━━━ Source material ━━━

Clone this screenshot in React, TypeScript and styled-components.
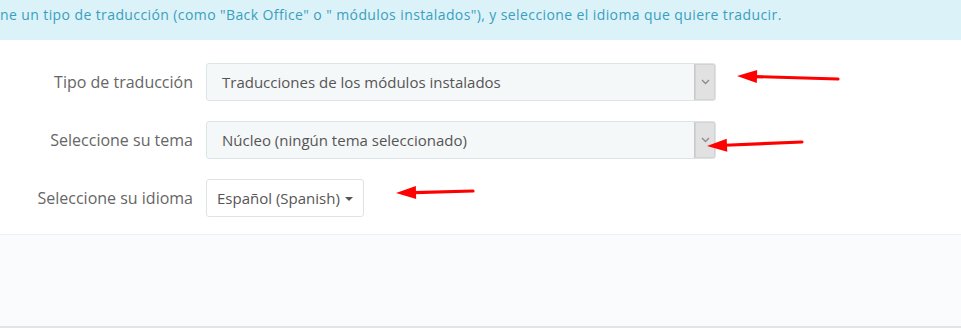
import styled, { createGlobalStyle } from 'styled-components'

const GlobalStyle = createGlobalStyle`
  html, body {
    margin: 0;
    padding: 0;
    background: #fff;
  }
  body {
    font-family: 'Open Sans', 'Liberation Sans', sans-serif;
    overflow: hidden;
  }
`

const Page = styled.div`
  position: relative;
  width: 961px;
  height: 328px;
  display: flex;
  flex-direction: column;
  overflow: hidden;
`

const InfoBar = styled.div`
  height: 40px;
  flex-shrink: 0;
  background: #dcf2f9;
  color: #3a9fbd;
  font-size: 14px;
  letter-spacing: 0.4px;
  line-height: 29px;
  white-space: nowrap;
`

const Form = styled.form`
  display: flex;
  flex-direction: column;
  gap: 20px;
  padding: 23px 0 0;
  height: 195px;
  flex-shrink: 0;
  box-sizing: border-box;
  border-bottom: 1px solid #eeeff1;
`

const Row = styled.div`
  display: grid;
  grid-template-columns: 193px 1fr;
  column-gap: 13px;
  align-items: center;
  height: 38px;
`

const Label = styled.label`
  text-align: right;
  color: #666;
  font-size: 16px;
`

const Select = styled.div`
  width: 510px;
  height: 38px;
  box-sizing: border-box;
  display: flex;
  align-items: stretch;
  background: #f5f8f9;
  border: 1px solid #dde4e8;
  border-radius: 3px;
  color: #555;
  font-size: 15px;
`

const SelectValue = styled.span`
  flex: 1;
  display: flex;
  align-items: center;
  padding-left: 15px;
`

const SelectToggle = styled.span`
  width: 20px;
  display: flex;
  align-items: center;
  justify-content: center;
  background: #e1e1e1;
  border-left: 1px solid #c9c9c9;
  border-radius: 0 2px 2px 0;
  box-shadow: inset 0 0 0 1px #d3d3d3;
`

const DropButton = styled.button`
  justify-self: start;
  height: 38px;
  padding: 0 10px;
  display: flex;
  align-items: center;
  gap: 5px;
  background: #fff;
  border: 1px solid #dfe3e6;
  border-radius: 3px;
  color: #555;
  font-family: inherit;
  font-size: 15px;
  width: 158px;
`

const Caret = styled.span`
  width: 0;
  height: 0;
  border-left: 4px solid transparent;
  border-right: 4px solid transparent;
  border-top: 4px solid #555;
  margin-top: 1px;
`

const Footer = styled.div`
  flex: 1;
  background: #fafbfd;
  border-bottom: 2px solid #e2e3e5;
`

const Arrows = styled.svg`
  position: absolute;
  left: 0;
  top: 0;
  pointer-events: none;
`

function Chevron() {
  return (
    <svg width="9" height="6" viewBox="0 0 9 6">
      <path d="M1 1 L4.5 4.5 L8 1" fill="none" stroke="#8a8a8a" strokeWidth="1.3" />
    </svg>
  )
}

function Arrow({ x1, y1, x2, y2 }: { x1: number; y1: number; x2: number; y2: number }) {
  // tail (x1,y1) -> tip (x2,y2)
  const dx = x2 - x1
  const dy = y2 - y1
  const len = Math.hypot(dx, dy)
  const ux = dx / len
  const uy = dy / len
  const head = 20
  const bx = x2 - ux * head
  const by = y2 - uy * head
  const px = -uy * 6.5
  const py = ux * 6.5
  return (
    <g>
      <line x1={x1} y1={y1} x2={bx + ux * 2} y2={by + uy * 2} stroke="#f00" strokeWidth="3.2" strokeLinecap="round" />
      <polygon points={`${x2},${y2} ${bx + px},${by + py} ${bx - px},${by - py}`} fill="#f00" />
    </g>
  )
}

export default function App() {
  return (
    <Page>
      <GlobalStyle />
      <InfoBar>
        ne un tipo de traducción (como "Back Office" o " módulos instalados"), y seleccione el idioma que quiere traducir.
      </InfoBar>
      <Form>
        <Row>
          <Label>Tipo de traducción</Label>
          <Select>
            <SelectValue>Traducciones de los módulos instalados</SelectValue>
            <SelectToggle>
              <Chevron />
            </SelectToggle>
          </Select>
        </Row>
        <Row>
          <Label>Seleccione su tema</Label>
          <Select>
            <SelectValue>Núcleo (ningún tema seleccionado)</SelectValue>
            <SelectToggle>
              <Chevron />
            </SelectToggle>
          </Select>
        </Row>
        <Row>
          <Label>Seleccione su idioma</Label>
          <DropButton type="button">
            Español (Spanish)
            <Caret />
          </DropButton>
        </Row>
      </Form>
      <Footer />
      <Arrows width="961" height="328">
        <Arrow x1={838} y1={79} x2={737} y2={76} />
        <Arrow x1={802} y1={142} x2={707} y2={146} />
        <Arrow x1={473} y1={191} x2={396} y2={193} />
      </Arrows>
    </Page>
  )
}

━━━

- [Brief]
Only lines that contain the word "components" are wanted; copy each of them.

- [The output]
Clone this screenshot in React, TypeScript and styled-components.
import styled, { createGlobalStyle } from 'styled-components'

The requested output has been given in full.